— begin Dataset section —

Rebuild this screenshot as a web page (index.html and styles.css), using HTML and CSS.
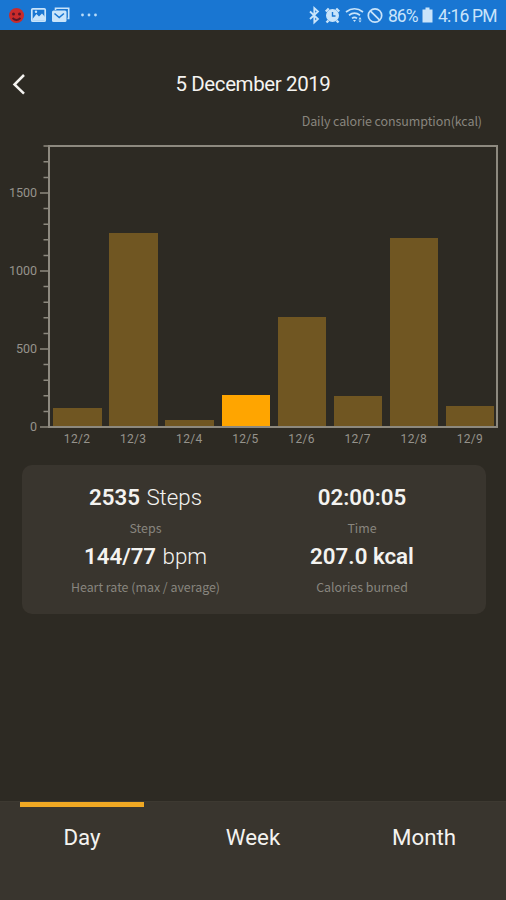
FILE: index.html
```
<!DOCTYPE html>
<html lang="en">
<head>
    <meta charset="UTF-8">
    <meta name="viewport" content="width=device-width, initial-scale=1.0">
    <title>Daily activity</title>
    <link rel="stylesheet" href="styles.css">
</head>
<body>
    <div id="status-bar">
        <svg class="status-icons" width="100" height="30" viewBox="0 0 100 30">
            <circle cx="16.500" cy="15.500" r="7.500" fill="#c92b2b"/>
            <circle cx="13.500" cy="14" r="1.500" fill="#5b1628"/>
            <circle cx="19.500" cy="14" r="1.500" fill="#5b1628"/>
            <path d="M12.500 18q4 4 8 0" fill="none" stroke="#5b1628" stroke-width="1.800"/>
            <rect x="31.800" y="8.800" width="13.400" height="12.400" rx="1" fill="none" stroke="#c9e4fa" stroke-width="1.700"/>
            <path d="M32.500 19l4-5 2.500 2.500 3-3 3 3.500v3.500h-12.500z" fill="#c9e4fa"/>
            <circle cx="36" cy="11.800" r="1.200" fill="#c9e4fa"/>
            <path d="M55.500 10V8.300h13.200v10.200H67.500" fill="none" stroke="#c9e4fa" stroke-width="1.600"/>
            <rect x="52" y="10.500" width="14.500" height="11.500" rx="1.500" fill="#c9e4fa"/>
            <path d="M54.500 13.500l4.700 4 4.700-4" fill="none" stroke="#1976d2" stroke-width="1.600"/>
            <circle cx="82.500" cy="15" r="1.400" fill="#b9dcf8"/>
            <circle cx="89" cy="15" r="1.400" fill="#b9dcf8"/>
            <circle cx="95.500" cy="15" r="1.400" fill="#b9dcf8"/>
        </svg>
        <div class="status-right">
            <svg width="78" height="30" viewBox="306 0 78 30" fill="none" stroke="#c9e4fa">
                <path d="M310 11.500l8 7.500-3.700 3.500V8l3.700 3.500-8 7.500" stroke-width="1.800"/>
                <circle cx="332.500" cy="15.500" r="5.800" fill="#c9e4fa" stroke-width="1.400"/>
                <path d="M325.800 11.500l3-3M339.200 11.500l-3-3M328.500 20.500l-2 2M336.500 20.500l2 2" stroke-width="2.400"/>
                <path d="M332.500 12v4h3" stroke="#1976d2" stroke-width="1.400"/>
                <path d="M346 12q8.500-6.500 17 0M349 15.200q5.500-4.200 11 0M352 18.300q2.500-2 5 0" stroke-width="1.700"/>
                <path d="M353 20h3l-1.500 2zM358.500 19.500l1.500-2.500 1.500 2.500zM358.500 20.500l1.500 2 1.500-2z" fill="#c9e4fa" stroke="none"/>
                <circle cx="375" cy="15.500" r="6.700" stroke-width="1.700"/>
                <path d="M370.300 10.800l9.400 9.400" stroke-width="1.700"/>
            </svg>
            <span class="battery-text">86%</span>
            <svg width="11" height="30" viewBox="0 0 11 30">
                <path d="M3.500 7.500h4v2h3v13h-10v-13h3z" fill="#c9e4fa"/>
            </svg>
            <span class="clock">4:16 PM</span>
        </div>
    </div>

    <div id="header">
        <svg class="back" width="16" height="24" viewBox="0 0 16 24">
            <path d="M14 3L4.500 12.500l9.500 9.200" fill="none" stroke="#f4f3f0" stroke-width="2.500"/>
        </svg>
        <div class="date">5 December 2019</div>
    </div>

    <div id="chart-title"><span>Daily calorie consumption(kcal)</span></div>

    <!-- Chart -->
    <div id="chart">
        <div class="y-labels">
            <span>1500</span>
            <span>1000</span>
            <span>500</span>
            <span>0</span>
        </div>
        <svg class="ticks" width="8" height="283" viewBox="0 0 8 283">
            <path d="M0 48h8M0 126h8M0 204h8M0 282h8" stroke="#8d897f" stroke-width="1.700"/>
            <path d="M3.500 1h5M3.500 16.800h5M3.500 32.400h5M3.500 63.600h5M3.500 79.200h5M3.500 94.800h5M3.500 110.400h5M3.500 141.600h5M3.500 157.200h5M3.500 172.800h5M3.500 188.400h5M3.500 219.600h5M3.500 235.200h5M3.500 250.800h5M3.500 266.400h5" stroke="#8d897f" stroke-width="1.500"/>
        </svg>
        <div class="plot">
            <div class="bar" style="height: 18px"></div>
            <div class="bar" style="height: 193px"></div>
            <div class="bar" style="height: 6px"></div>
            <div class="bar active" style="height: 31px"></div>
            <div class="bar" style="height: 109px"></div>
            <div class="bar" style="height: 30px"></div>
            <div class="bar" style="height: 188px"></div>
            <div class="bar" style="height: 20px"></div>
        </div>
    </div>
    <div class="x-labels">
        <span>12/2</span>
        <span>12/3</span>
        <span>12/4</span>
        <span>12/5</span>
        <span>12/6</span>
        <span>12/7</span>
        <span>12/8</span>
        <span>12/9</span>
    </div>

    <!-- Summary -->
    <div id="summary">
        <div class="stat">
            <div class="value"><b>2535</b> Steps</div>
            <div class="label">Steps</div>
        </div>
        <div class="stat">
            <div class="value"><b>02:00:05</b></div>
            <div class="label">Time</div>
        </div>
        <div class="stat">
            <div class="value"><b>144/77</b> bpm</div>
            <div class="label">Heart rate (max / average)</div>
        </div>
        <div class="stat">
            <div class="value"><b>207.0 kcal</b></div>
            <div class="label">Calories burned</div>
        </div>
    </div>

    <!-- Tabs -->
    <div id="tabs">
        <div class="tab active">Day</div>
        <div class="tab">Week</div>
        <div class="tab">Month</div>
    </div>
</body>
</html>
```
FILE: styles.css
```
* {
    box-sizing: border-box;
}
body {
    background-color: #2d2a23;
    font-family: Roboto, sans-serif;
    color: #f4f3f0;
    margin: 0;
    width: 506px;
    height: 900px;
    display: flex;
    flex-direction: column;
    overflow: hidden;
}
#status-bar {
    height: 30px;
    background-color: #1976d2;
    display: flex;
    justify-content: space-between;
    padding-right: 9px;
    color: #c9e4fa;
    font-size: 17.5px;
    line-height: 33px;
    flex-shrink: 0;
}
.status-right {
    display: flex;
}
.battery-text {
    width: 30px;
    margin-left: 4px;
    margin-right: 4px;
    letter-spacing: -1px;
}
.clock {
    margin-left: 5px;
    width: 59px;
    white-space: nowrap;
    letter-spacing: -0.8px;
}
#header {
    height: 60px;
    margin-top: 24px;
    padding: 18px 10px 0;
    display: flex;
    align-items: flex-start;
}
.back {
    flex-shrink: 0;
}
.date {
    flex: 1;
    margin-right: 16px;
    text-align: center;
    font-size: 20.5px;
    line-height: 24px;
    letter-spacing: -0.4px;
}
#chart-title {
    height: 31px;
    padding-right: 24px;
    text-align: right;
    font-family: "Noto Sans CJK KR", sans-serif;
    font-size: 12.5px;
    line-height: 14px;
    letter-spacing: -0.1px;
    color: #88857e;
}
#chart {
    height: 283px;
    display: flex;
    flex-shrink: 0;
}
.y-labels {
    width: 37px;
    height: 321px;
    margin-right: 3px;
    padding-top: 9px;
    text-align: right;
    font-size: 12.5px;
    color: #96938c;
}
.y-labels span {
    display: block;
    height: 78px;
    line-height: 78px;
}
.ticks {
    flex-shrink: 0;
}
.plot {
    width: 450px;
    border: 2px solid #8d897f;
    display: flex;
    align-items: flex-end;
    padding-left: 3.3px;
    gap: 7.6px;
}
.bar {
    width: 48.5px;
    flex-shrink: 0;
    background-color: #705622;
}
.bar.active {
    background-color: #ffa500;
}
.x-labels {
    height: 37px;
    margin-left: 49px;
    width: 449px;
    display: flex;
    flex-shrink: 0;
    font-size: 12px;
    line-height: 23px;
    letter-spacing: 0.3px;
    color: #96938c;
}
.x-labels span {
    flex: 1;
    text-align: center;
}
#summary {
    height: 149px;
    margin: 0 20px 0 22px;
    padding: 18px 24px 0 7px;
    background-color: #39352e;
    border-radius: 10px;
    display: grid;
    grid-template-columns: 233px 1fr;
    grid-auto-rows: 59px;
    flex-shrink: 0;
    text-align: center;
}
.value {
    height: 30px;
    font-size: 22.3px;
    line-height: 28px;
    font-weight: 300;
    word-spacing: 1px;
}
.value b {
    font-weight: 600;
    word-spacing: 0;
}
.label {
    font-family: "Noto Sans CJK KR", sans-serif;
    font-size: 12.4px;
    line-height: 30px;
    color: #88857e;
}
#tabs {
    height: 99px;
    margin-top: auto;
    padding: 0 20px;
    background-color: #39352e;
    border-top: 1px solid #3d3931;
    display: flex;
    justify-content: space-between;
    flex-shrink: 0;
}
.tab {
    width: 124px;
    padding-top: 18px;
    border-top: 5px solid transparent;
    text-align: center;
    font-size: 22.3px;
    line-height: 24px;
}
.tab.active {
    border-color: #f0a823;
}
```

— end Dataset section —

From the material above, count the lines that include "html" and give only the total.

5